The method may also include where the three-dimensional environment includes a least one animated element, where the three-dimensional environment appears as live video.

The method may also include further includes analyzing the two-dimensional video of the remote video conference participant for at least one attribute, adjusting the three-dimensional environment based on the at least one attribute.

The method may also include where the three-dimensional environment is constructed from a plurality of layers.

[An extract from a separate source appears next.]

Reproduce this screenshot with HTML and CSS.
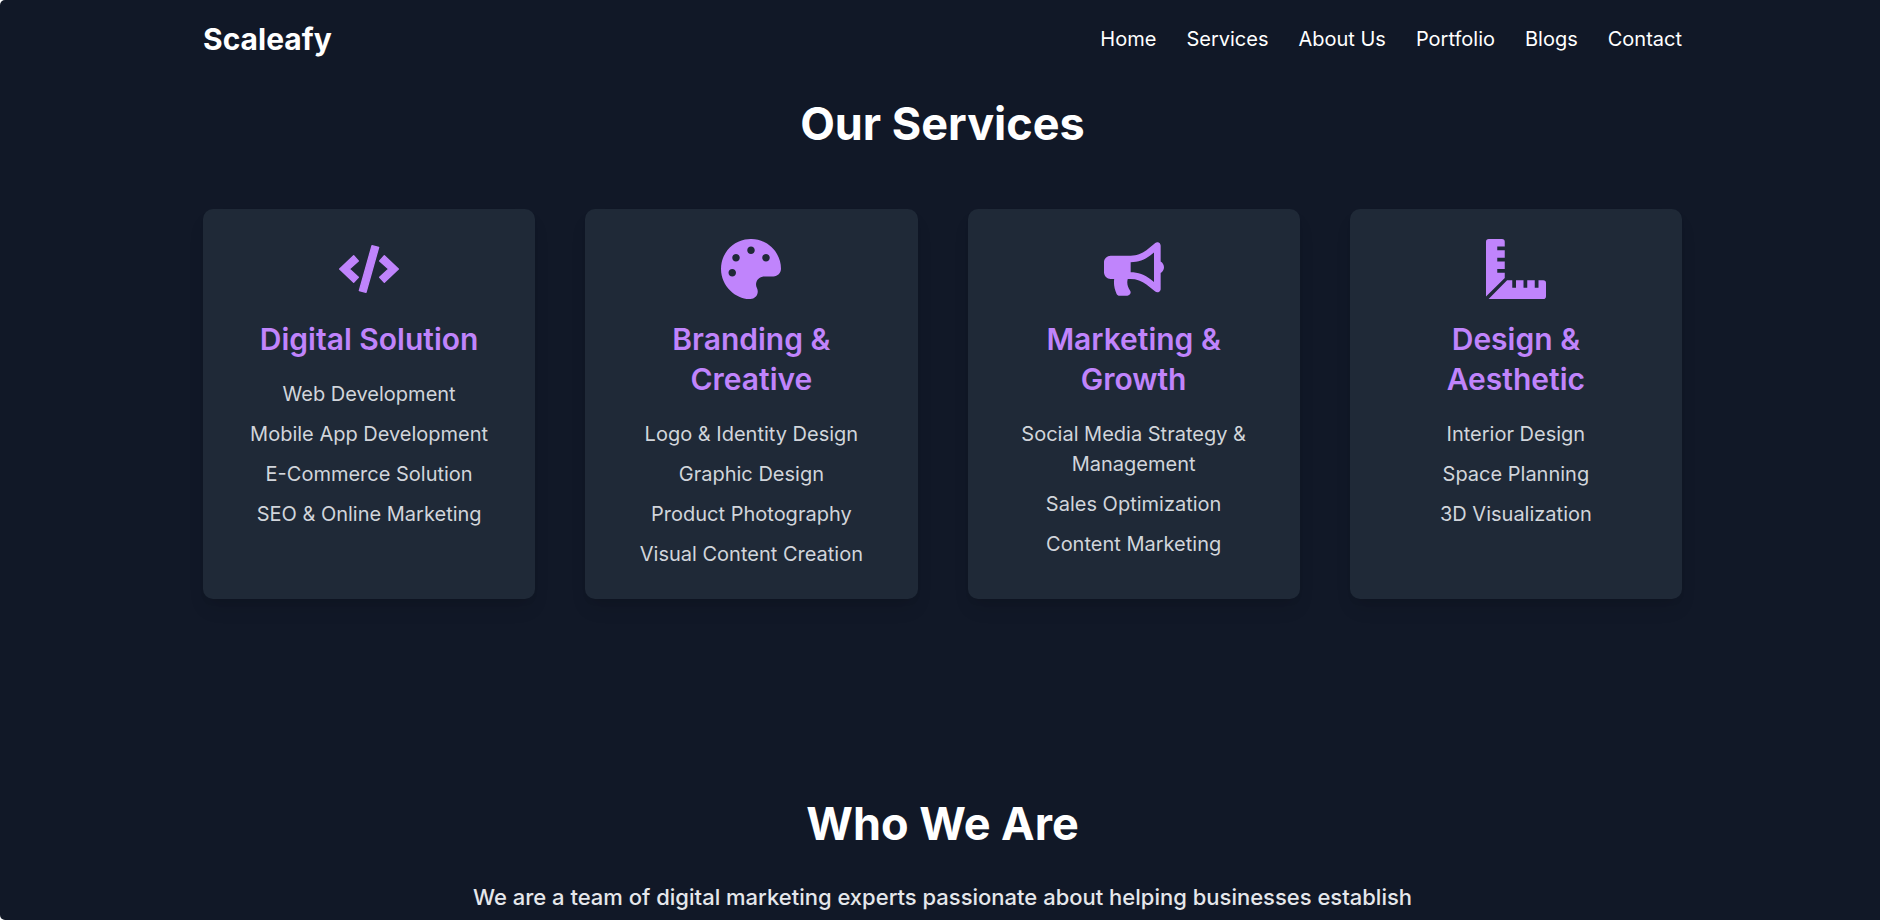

The method may also include further includes receiving a three-dimensional model of an exhibit, displaying the three-dimensional model of the exhibit in the three-dimensional environment at a location in a foreground relative to the two-dimensional video of the remote video conference participant, receiving inputs effective to manipulate the three-dimensional model of the exhibit, and rotating and translating the three-dimensional model of the exhibit in the three-dimensional environment responsive to the inputs effective to manipulate the three-dimensional model of the exhibit. Other technical features may be readily apparent to one skilled in the art from the following figures, descriptions, and claims.

The method may also include further includes tracking a position of the local video conference participant in a physical environment before the two-dimensional video display, and translating the three-dimensional environment in response to a change in the position of the local video conference participant device in the physical environment. Other technical features may be readily apparent to one skilled in the art from the following figures, descriptions, and claims.

EXAMPLE EMBODIMENTS

Additional features and advantages of the disclosure will be set forth in the description which follows, and in part will be obvious from the description, or can be learned by practice of the herein disclosed principles. The features and advantages of the disclosure can be realized and obtained by means of the instruments and combinations particularly pointed out in the appended claims. These and other features of the disclosure will become more fully apparent from the following description and appended claims, or can be learned by the practice of the principles set forth herein.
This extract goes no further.